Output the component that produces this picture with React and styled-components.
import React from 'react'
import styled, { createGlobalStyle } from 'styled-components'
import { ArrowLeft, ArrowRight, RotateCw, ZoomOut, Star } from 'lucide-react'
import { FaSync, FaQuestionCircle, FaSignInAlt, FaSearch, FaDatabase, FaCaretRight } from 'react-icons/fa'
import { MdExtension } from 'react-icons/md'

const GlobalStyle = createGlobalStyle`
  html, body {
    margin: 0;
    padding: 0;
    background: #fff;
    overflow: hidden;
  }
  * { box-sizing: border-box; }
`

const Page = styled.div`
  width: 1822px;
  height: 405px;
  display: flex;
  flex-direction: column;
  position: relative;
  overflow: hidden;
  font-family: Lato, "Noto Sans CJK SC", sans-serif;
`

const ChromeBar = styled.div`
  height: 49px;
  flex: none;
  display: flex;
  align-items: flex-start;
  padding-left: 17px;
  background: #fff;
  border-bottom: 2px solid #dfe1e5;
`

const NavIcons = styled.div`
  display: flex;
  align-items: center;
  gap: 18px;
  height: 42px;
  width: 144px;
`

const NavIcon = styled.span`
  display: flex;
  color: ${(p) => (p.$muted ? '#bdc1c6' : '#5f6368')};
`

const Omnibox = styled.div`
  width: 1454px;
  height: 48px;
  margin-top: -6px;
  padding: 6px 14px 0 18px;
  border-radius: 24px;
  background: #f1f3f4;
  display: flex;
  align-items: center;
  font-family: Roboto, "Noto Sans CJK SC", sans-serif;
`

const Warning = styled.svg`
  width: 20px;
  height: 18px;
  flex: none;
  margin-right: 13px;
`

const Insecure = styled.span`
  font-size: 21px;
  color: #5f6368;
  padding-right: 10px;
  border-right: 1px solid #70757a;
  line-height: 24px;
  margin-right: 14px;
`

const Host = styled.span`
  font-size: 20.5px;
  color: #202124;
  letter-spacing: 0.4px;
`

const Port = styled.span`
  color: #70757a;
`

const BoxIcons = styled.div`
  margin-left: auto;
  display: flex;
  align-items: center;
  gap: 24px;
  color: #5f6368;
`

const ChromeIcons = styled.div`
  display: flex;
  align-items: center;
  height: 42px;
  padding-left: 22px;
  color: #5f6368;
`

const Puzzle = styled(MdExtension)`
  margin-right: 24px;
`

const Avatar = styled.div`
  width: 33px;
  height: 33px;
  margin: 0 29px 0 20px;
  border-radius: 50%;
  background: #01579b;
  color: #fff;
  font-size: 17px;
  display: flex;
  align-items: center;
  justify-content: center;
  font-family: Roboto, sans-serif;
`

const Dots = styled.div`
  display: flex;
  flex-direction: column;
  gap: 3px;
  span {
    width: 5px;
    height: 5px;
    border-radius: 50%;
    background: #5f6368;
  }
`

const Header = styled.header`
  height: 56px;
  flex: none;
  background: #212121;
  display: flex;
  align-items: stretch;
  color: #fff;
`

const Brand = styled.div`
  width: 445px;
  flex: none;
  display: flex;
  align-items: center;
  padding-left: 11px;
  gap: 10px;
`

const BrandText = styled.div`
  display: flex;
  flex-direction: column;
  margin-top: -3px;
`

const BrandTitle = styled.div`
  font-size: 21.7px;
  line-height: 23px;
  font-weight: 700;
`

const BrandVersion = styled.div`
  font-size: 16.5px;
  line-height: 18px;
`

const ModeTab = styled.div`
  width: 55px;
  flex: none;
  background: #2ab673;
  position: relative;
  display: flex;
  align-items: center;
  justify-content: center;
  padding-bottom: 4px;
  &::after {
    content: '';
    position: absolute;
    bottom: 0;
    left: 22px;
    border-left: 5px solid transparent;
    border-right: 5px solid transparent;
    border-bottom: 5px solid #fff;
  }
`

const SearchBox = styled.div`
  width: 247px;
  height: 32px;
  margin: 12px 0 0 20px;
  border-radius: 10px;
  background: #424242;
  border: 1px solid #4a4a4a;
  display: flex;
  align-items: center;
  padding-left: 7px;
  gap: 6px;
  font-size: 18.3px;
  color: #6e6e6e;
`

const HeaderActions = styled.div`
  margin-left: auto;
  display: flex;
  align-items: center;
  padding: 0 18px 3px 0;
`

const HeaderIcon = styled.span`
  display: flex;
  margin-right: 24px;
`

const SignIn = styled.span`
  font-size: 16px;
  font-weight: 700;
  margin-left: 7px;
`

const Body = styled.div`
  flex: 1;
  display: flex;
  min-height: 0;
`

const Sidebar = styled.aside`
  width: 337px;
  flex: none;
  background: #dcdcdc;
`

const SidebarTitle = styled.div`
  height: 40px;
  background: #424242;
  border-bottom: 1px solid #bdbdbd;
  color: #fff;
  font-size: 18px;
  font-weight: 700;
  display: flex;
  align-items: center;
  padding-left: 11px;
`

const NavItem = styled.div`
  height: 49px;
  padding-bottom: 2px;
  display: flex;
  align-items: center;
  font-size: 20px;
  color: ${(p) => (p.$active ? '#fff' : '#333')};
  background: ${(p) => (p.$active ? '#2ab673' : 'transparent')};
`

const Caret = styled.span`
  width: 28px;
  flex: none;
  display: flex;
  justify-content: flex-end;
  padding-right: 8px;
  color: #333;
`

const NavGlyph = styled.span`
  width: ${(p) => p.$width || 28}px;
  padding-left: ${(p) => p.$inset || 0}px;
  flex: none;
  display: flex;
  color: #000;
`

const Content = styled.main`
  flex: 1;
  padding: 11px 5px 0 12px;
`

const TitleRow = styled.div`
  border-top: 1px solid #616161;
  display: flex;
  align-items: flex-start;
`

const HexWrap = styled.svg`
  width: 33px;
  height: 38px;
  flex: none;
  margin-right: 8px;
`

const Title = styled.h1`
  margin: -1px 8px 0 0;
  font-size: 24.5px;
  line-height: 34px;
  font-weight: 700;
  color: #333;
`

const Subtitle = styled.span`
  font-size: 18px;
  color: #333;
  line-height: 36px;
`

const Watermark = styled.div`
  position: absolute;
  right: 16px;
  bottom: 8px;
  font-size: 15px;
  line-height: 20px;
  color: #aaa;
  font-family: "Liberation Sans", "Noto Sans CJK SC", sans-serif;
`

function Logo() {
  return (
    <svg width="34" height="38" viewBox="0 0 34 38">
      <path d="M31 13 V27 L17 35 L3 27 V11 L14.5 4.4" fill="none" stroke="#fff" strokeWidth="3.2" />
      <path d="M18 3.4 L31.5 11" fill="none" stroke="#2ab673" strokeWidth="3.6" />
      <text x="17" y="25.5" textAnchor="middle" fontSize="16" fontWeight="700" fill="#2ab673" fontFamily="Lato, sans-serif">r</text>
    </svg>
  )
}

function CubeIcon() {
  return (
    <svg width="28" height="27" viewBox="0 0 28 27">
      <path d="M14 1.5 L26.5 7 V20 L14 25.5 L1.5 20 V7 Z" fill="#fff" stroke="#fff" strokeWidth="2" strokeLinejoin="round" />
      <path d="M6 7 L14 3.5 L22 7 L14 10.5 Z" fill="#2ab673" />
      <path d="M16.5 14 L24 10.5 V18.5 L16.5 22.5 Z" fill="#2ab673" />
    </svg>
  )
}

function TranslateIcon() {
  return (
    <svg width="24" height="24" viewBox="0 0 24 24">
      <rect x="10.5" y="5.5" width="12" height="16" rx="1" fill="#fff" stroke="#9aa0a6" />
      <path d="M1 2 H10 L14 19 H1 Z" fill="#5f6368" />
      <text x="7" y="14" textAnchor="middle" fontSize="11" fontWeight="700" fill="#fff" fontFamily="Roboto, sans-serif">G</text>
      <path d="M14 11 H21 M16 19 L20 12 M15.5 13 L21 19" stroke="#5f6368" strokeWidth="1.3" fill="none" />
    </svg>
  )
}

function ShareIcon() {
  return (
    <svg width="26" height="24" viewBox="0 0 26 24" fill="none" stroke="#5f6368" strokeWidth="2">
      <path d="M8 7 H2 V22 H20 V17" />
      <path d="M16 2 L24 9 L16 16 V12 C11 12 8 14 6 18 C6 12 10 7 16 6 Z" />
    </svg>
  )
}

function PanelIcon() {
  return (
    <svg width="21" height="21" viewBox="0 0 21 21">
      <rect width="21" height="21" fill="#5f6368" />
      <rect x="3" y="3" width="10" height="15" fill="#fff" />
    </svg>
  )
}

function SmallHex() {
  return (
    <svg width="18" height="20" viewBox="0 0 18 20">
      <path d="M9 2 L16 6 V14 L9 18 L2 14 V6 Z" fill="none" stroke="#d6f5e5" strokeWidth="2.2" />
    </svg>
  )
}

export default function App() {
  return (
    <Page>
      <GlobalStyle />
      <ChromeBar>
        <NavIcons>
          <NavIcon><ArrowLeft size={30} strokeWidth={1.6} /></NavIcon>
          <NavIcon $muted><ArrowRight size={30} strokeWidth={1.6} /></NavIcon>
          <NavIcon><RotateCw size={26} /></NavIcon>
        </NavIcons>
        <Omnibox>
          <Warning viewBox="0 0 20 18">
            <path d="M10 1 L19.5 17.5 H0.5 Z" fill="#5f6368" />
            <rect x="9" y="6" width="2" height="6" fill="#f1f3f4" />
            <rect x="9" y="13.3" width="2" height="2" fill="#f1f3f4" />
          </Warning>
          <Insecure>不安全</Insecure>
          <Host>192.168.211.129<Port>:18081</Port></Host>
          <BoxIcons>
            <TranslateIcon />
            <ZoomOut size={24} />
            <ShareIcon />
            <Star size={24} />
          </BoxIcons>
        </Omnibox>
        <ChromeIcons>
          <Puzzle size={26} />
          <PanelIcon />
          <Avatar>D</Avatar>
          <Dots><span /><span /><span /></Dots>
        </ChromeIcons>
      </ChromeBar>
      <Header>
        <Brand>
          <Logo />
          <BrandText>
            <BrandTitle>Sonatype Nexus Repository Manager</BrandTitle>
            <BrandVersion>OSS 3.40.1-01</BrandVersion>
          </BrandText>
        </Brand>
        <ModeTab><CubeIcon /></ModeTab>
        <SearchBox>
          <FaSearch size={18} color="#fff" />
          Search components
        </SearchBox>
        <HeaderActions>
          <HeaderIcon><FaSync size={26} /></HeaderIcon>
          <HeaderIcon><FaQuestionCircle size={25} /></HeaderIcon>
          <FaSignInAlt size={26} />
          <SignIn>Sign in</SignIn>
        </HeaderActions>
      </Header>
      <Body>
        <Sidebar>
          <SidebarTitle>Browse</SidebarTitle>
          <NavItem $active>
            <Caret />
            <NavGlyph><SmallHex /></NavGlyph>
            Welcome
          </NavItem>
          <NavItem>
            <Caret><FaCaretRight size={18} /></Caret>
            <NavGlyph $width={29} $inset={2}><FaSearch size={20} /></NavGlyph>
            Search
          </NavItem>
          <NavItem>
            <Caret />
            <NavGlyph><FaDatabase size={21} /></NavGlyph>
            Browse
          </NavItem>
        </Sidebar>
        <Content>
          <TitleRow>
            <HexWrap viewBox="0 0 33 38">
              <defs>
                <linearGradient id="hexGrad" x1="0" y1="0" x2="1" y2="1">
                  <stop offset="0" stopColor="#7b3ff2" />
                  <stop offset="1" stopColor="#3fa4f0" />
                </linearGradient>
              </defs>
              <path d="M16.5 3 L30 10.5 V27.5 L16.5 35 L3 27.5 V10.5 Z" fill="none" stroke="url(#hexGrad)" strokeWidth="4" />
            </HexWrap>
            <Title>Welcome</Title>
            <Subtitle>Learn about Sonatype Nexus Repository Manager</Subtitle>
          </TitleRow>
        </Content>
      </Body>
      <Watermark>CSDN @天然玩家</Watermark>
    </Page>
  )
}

:: Request ::
Copy down every line of the material above that includes the string "components".

:: The answer ::
Output the component that produces this picture with React and styled-components.
import styled, { createGlobalStyle } from 'styled-components'
          Search components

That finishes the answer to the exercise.